Records follow. Copy every line with "styles".

>> Start

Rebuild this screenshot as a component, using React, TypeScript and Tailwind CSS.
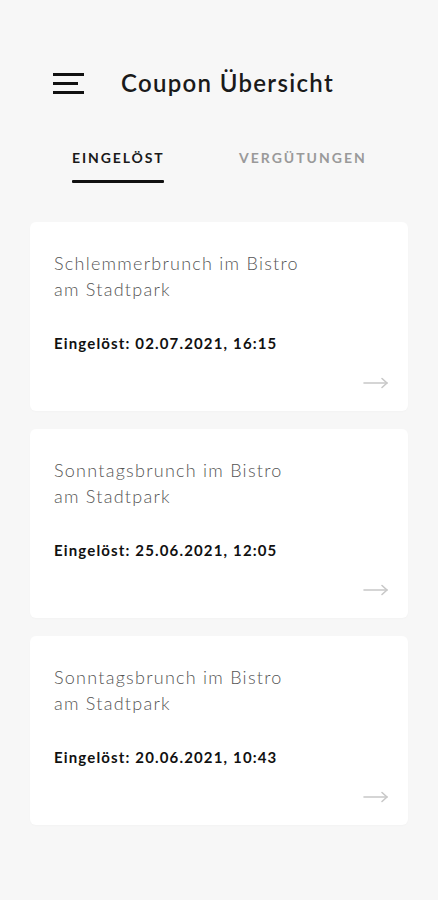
import React from "react";

const items = [
  { title: ["Schlemmerbrunch im Bistro", "am Stadtpark"], date: "Eingelöst: 02.07.2021, 16:15" },
  { title: ["Sonntagsbrunch im Bistro", "am Stadtpark"], date: "Eingelöst: 25.06.2021, 12:05" },
  { title: ["Sonntagsbrunch im Bistro", "am Stadtpark"], date: "Eingelöst: 20.06.2021, 10:43" },
];

function Arrow() {
  return (
    <svg width="26" height="12" viewBox="0 0 26 12" fill="none" stroke="#c8c8c8" strokeWidth="1.6" strokeLinecap="round" strokeLinejoin="round">
      <path d="M1 6h23" />
      <path d="M19 1.5l5 4.5-5 4.5" />
    </svg>
  );
}

export default function App() {
  return (
    <div className="w-[438px] h-[900px] bg-[#f7f7f7] font-['Lato',sans-serif] overflow-hidden">
      <div className="flex items-center pt-[66px] h-[100px] pl-[53px]">
        <div className="flex flex-col gap-[6px] w-[31px]">
          <div className="h-[3px] w-[31px] bg-[#111]" />
          <div className="h-[3px] w-[25px] bg-[#111]" />
          <div className="h-[3px] w-[31px] bg-[#111]" />
        </div>
        <div className="ml-[37px] text-[24px] font-semibold text-[#1a1a1a] tracking-[1.3px] leading-[30px] whitespace-nowrap">
          Coupon Übersicht
        </div>
      </div>
      <div className="flex mt-[48px] pl-[72px]">
        <div className="flex flex-col w-[92px] items-start">
          <div className="text-[14px] font-bold tracking-[1.9px] text-[#1a1a1a] leading-[20px] whitespace-nowrap">EINGELÖST</div>
          <div className="mt-[12px] h-[3px] w-[92px] bg-[#111] rounded-[1px]" />
        </div>
        <div className="ml-[75px] text-[14px] font-bold tracking-[2px] text-[#9a9a9a] leading-[20px] whitespace-nowrap">VERGÜTUNGEN</div>
      </div>
      <div className="flex flex-col gap-[18px] mt-[39px] px-[30px]">
        {items.map((it, i) => (
          <div key={i} className="bg-white rounded-[6px] h-[189px] flex flex-col pl-[24px] pr-[19px] pt-[28px] pb-[22px] shadow-[0_1px_2px_rgba(0,0,0,0.02)]">
            <div className="text-[18px] font-light text-[#555] leading-[26px] tracking-[1.25px] whitespace-nowrap">
              {it.title[0]}
              <br />
              {it.title[1]}
            </div>
            <div className="mt-[31px] text-[15px] font-bold text-[#111] leading-[20px] tracking-[1.15px] whitespace-nowrap">{it.date}</div>
            <div className="mt-auto flex justify-end">
              <Arrow />
            </div>
          </div>
        ))}
      </div>
    </div>
  );
}
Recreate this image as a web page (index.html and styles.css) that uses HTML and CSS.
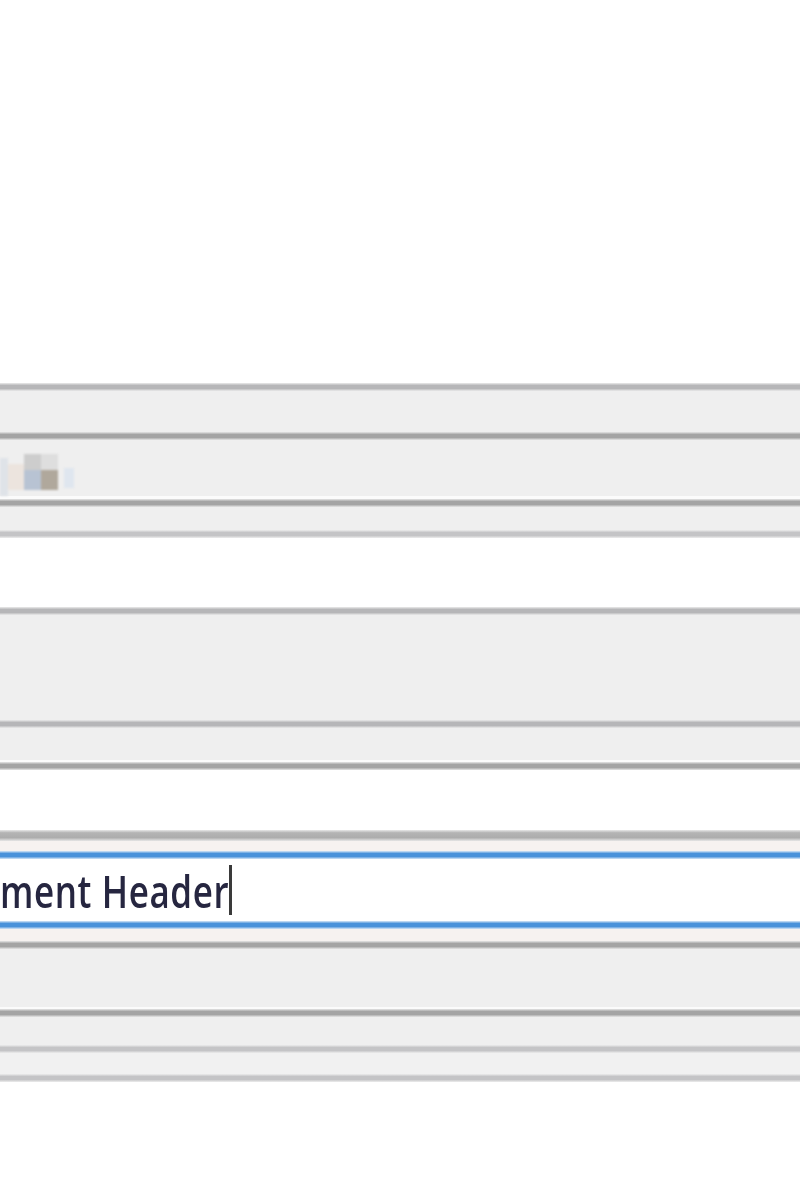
FILE: index.html
```html
<!DOCTYPE html>
<html lang="en">
<head>
<meta charset="utf-8">
<title>Header editor</title>
<link rel="stylesheet" href="styles.css">
</head>
<body>
<div class="page">
  <div class="space space-top"></div>
  <div class="rule rule-mid"></div>
  <div class="band band-1"></div>
  <div class="rule rule-dark"></div>
  <div class="band band-2">
    <div class="icon">
      <span class="blk b1"></span>
      <span class="blk b2"></span>
      <span class="blk b3"><i class="top t-gray"></i><i class="bot bt-blue"></i></span>
      <span class="blk b4"><i class="top t-light"></i><i class="bot bt-brown"></i></span>
      <span class="blk b5"></span>
    </div>
  </div>
  <div class="hl"></div>
  <div class="rule rule-dark"></div>
  <div class="band band-3"></div>
  <div class="rule rule-light"></div>
  <div class="space space-2"></div>
  <div class="rule rule-mid"></div>
  <div class="band band-4"></div>
  <div class="rule rule-mid"></div>
  <div class="band band-5"></div>
  <div class="hl hl-thin"></div>
  <div class="rule rule-dark"></div>
  <div class="space space-3"></div>
  <div class="rule rule-thick"></div>
  <div class="warm"></div>
  <div class="blue"></div>
  <div class="input">
    <span class="input-text">ment Header</span><span class="caret"></span>
  </div>
  <div class="blue"></div>
  <div class="warm warm-2"></div>
  <div class="rule rule-dark"></div>
  <div class="band band-6"></div>
  <div class="hl hl-thin"></div>
  <div class="rule rule-dark"></div>
  <div class="band band-7"></div>
  <div class="rule rule-light"></div>
  <div class="band band-8"></div>
  <div class="rule rule-light"></div>
</div>
</body>
</html>
```
FILE: styles.css
```css
html, body {
  margin: 0;
  padding: 0;
  background: #ffffff;
}

.page {
  width: 800px;
  display: flex;
  flex-direction: column;
  font-family: "Open Sans", "Noto Sans", sans-serif;
}

.space { background: #ffffff; }
.space-top { height: 383px; }
.space-2 { height: 69px; }
.space-3 { height: 60px; }

.band { background: #efefef; }
.band-1 { height: 41px; }
.band-2 { height: 56px; display: flex; align-items: flex-start; }
.band-3 { height: 23px; }
.band-4 { height: 105px; }
.band-5 { height: 32px; }
.band-6 { height: 58px; }
.band-7 { height: 28px; }
.band-8 { height: 21px; background: #f1f1f1; }

.hl { height: 3px; background: #fbfbfb; }
.hl-thin { height: 2px; }

.rule { height: 8px; }
.rule-light {
  background: linear-gradient(to bottom, #ededed 0%, #c4c4c6 30%, #c4c4c6 70%, #ededed 100%);
}
.rule-mid {
  background: linear-gradient(to bottom, #ebebeb 0%, #b6b6b8 30%, #b6b6b8 70%, #ebebeb 100%);
}
.rule-dark {
  background: linear-gradient(to bottom, #e6e6e6 0%, #a4a4a4 30%, #a4a4a4 70%, #e6e6e6 100%);
}
.rule-thick {
  height: 11px;
  background: linear-gradient(to bottom, #e8e8e8 0%, #b4b4b4 25%, #adadad 70%, #e6e6e6 100%);
}

.warm { height: 10px; background: #f6f2f0; }
.warm-2 { height: 12px; }

.blue {
  height: 8px;
  background: linear-gradient(to bottom, #d9e8f7 0%, #4a92da 30%, #4a92da 70%, #d9e8f7 100%);
}

.input {
  height: 62px;
  background: #ffffff;
  display: flex;
  align-items: center;
  overflow: hidden;
}

.input-text {
  display: inline-block;
  margin-left: 0;
  font-size: 35px;
  font-weight: 600;
  line-height: 1;
  color: #262640;
  letter-spacing: 0.6px;
  transform: scaleY(1.3);
  transform-origin: left center;
  filter: blur(0.6px);
}

.caret {
  display: inline-block;
  width: 3px;
  height: 50px;
  margin-left: 0;
  background: #3a3a3a;
  filter: blur(0.4px);
}

.icon {
  display: flex;
  align-items: flex-end;
  height: 50px;
  margin-top: 6px;
  filter: blur(1.2px);
}

.blk { display: flex; flex-direction: column; }
.b1 { width: 8px; height: 38px; background: #dfe3e8; }
.b2 { width: 16px; height: 26px; background: #ece4de; margin-bottom: 6px; }
.b3, .b4 { width: 17px; height: 36px; margin-bottom: 6px; }
.top { height: 16px; }
.bot { flex: 1; }
.t-gray { background: #cdcdcd; }
.bt-blue { background: #b8c3d3; }
.t-light { background: #dedede; }
.bt-brown { background: #b0a89c; }
.b5 { width: 10px; height: 20px; background: #dfe6ef; margin-left: 6px; margin-bottom: 8px; }
```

>> End

Written response:
Recreate this image as a web page (index.html and styles.css) that uses HTML and CSS.
<link rel="stylesheet" href="styles.css">
FILE: styles.css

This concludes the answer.